Quote every line as written. Omit pictures.

§ **Data**:
* BEGIN *
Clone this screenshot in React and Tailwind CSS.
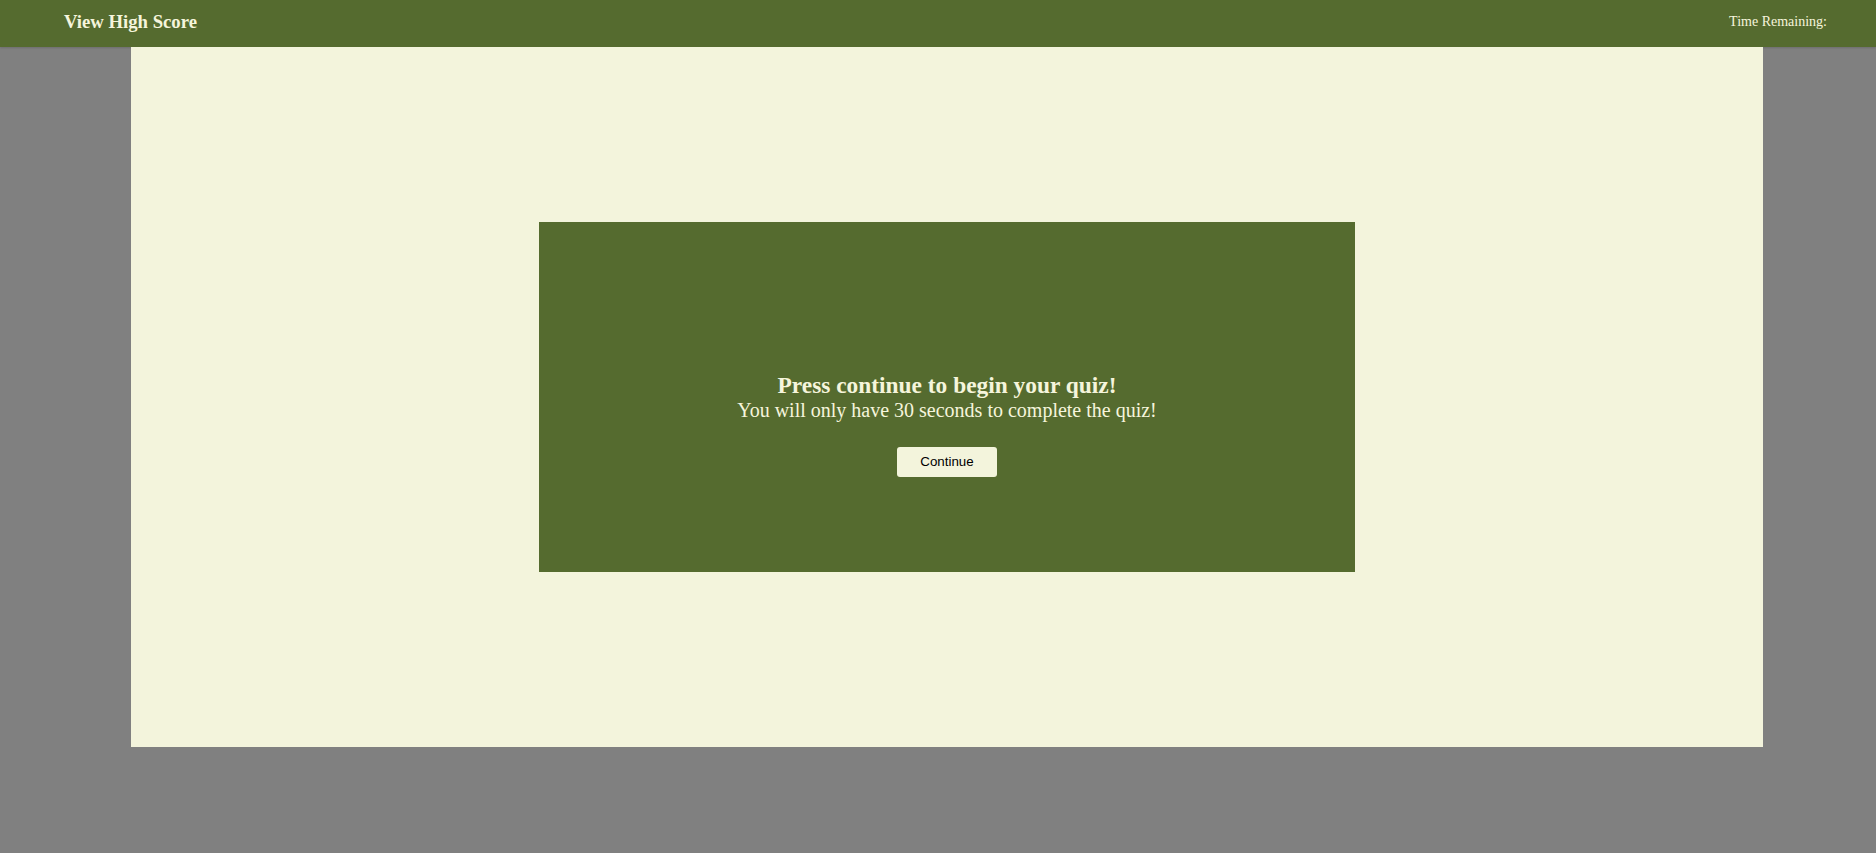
export default function App() {
  return (
    <div className="min-h-[853px] w-full bg-[#808080] font-['Liberation_Serif',serif]">
      <header className="h-[47px] bg-[#556b2f] flex items-center justify-between pl-[64px] pr-[49px] shadow-[0_1px_2px_rgba(0,0,0,0.15)]">
        <h3 className="text-[18.72px] font-bold text-[#f5f5dc] leading-[22px] mt-[-3px]">View High Score</h3>
        <span className="text-[14px] text-[#f5f5dc] leading-[16px] mt-[-3px]">Time Remaining:</span>
      </header>
      <main className="ml-[131px] w-[1632px] h-[700px] bg-[#f3f4dc] pt-[175px]">
        <div className="ml-[408px] w-[816px] h-[350px] bg-[#556b2f] flex flex-col items-center pt-[149px]">
          <h2 className="text-[23.4px] font-bold text-[#f5f5dc] leading-[28px]">Press continue to begin your quiz!</h2>
          <p className="text-[20px] text-[#f5f5dc] leading-[23px]">You will only have 30 seconds to complete the quiz!</p>
          <button className="mt-[25px] w-[100px] h-[30px] rounded-[3px] bg-[#f3f4dc] text-black text-[13.33px] font-['Liberation_Sans',sans-serif] flex items-center justify-center">
            Continue
          </button>
        </div>
      </main>
    </div>
  );
}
* END *
§ **Output of the exercise**:
Clone this screenshot in React and Tailwind CSS.
export default function App() {
  return (
    <div className="min-h-[853px] w-full bg-[#808080] font-['Liberation_Serif',serif]">
      <header className="h-[47px] bg-[#556b2f] flex items-center justify-between pl-[64px] pr-[49px] shadow-[0_1px_2px_rgba(0,0,0,0.15)]">
        <h3 className="text-[18.72px] font-bold text-[#f5f5dc] leading-[22px] mt-[-3px]">View High Score</h3>
        <span className="text-[14px] text-[#f5f5dc] leading-[16px] mt-[-3px]">Time Remaining:</span>
      </header>
      <main className="ml-[131px] w-[1632px] h-[700px] bg-[#f3f4dc] pt-[175px]">
        <div className="ml-[408px] w-[816px] h-[350px] bg-[#556b2f] flex flex-col items-center pt-[149px]">
          <h2 className="text-[23.4px] font-bold text-[#f5f5dc] leading-[28px]">Press continue to begin your quiz!</h2>
          <p className="text-[20px] text-[#f5f5dc] leading-[23px]">You will only have 30 seconds to complete the quiz!</p>
          <button className="mt-[25px] w-[100px] h-[30px] rounded-[3px] bg-[#f3f4dc] text-black text-[13.33px] font-['Liberation_Sans',sans-serif] flex items-center justify-center">
            Continue
          </button>
        </div>
      </main>
    </div>
  );
}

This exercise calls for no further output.